И началось бесшумное, изысканное, туда-сюда из двойных дверей скольжение фартучков и наколок, скольжение горничных, не служанок ради насущного хлеба, но посвященных в таинство, или великий обман, творимый хозяйками в Мейфэре с часу тридцати до двух, когда по мановению руки прекращаются дела и сделки и взамен воцаряется полная иллюзия, во-первых, относительно еды — что она не куплена, за нее не плачено; а затем — что скатерть сама собой уставилась серебром, хрусталем и сами собой очутились на ней салфетки, блюда красных плодов, тонкие дольки палтуса под коричневым соусом, и в горшочках плавают разделанные цыплята; и не в камине, а в сказке пылает огонь; и вместе с кофе и вином (не купленным, не оплаченным) веселые видения встают пред задумчивым взором; томно тающим взором; которому жизнь уже кажется музыкой, тайной; взором, тянущимся радушно к прелести красных гвоздик, которые леди Брутн (чьи движения все угловаты) поместила рядом с тарелкой, так что Хью Уитбред, довольный всем миром, но и вполне сознавая свое положение в нем, сказал, отложив вилку:
— Они ведь прелестно пойдут к вашим кружевам?

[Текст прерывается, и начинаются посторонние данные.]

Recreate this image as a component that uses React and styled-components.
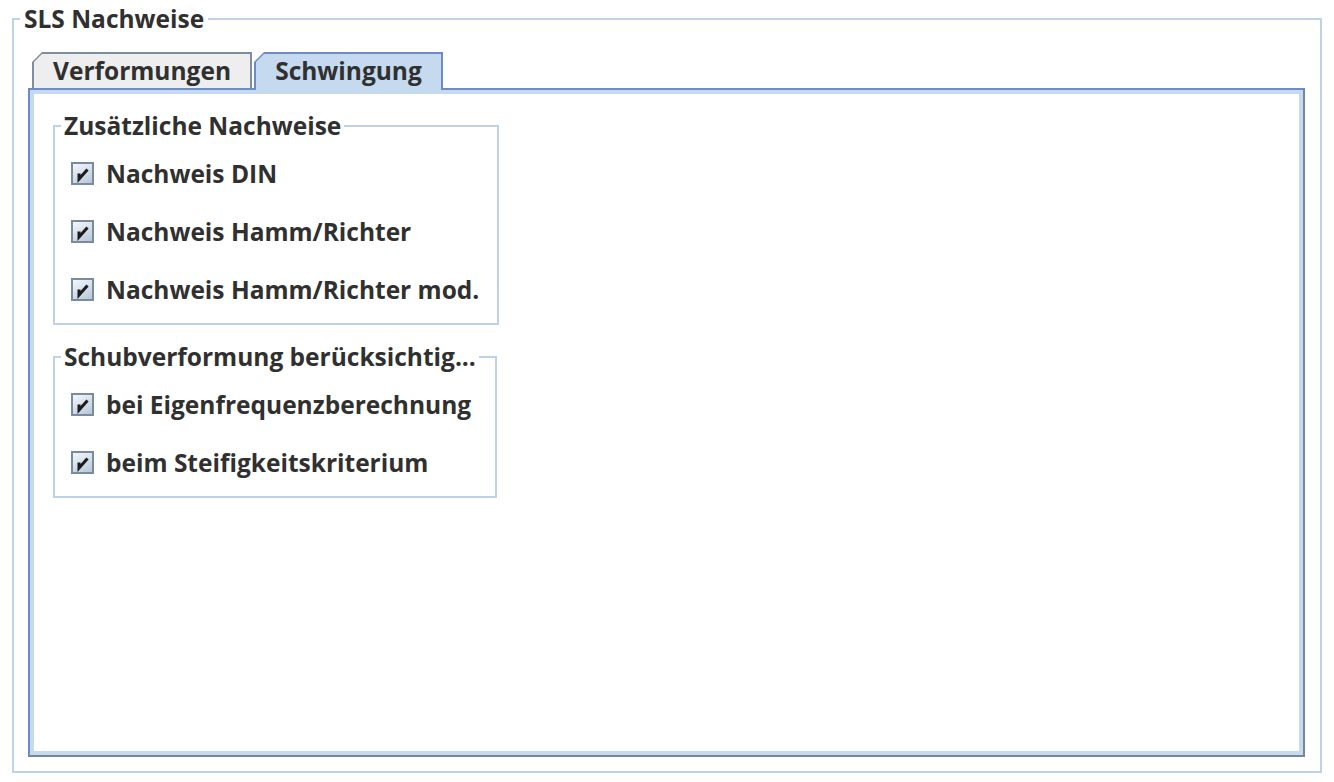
import React from "react";
import styled, { createGlobalStyle } from "styled-components";

const GlobalStyle = createGlobalStyle`
  html, body { margin: 0; padding: 0; background: #ffffff; }
  body { font-family: "Open Sans", "Noto Sans", sans-serif; color: #303030; }
`;

const Page = styled.div`
  padding: 4px 12px 0 12px;
  width: 1334px;
  box-sizing: border-box;
`;

const GroupBox = styled.fieldset`
  margin: 0;
  min-width: 0;
  border: 2px solid #bfd2e7;
  padding: ${(p) => p.$pad || "0"};
  width: ${(p) => p.$width || "auto"};
  box-sizing: border-box;
`;

const Legend = styled.legend`
  font-family: "Open Sans", "Noto Sans", sans-serif;
  font-weight: 700;
  font-size: 24.5px;
  line-height: 30px;
  color: #303030;
  padding: 0 ${(p) => p.$padX || 3}px;
  margin-left: ${(p) => p.$offset ?? 6}px;
  white-space: nowrap;
`;

const TabRow = styled.div`
  display: flex;
  align-items: flex-end;
  height: 36px;
  padding-left: 4px;
`;

const TabShell = styled.div`
  position: relative;
  z-index: ${(p) => (p.$active ? 1 : 0)};
  width: ${(p) => p.$width}px;
  height: ${(p) => (p.$active ? 38 : 36)}px;
  margin-bottom: ${(p) => (p.$active ? -2 : 0)}px;
  margin-left: ${(p) => p.$gap || 0}px;
  box-sizing: border-box;
  padding: 2px 2px 0 2px;
  background: ${(p) => (p.$active ? "#6d8bc6" : "#7f8e9e")};
  clip-path: polygon(10px 0, 100% 0, 100% 100%, 0 100%, 0 10px);
`;

const TabFill = styled.div`
  height: 100%;
  box-sizing: border-box;
  padding-top: 2px;
  background: ${(p) => (p.$active ? "#c6daef" : "#eeeeee")};
  clip-path: polygon(8px 0, 100% 0, 100% 100%, 0 100%, 0 8px);
  font-weight: 700;
  font-size: 24.5px;
  line-height: 30px;
  text-align: center;
  color: #303030;
  white-space: nowrap;
`;

const Panel = styled.div`
  height: 669px;
  box-sizing: border-box;
  border: 2px solid;
  border-color: #6d8bc6 #788797 #788797 #6d8bc6;
  padding: 4px;
  background: #c6daef;
`;

const PanelBody = styled.div`
  height: 100%;
  background: #ffffff;
  padding: 17px 0 0 19px;
  box-sizing: border-box;
  display: flex;
  flex-direction: column;
  align-items: flex-start;
  gap: 17px;
`;

const Rows = styled.div`
  display: flex;
  flex-direction: column;
  gap: 28px;
  padding: 18px 0 18px 16px;
`;

const CheckRow = styled.label`
  display: flex;
  align-items: center;
  gap: 12px;
  height: 30px;
  font-weight: 700;
  font-size: 24.5px;
  line-height: 30px;
  color: #303030;
  white-space: nowrap;
`;

const Box = styled.span`
  width: 23px;
  height: 23px;
  box-sizing: border-box;
  border: 2px solid #7b8b9e;
  background: linear-gradient(150deg, #f4f7fb 0%, #d6e0ec 50%, #b7c6d8 100%);
  display: flex;
  align-items: center;
  justify-content: center;
  flex: none;
  margin-top: -1px;
`;

function CheckBox({ label }) {
  return (
    <CheckRow>
      <Box>
        <svg width="19" height="19" viewBox="0 0 19 19">
          <path d="M6 9.5 V15 L14.5 5.5" fill="none" stroke="#1c1c1c" strokeWidth="3" strokeLinejoin="miter" />
        </svg>
      </Box>
      {label}
    </CheckRow>
  );
}

export default function App() {
  return (
    <Page>
      <GlobalStyle />
      <GroupBox $pad="18px 15px 14px 14px">
        <Legend $padX={4} $offset={-8}>SLS Nachweise</Legend>
        <TabRow>
          <TabShell $width={220}>
            <TabFill>Verformungen</TabFill>
          </TabShell>
          <TabShell $active $width={189} $gap={2}>
            <TabFill $active>Schwingung</TabFill>
          </TabShell>
        </TabRow>
        <Panel>
          <PanelBody>
            <GroupBox $width="446px">
              <Legend>Zusätzliche Nachweise</Legend>
              <Rows>
                <CheckBox label="Nachweis DIN" />
                <CheckBox label="Nachweis Hamm/Richter" />
                <CheckBox label="Nachweis Hamm/Richter mod." />
              </Rows>
            </GroupBox>
            <GroupBox $width="444px">
              <Legend>Schubverformung berücksichtig...</Legend>
              <Rows>
                <CheckBox label="bei Eigenfrequenzberechnung" />
                <CheckBox label="beim Steifigkeitskriterium" />
              </Rows>
            </GroupBox>
          </PanelBody>
        </Panel>
      </GroupBox>
    </Page>
  );
}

Мисс Браш страшно покоробило от его фамильярности. Она считала его неотесанным. Это смешило леди Брутн.
Леди Брутн подняла со стола гвоздики и теперь держала их довольно неловко, приблизительно так же, как держал на портрете свиток генерал у нее за спиной; она застыла в задумчивости. Кто же она генералу: правнучка? или праправнучка? — спрашивал себя Ричард Дэллоуэй. Сэр Родерик, сэр Майлз, сэр Толбот — а, ну да. Удивительно, как в этом роду передается по женской линии сходство. Ей бы самой драгунским генералом быть; и Ричард с радостью бы служил под ее началом; он чрезвычайно ее почитал; он питал романтические идеи относительно крепких, старых, знатных дам и, по добродушию своему, с удовольствием бы привел к ней на ленч кое-кого из молодых и горячих друзей; будто можно вывести нечто вроде ее породы из пылких говорунов за чайным столом! Он знал ее родные места. Знал ее семью. Там у нее есть виноградник, все еще плодоносящий, в котором сиживал не то Лавлейс, не то Херрик 18 — сама она не читала ни единой поэтической строчки, но таково предание. Лучше подождать с вопросом, который ее занимает (воззвать ли к общественному мнению; и если да, то в каких именно словах и прочее), лучше подождать, пока они выпьют кофе, думала леди Брутн. И она положила гвоздики на стол.
18
Ричард Лавлейс (1618–1657) и Роберт Херрик (1591–1674) — английские поэты, воспевавшие радости сельской жизни.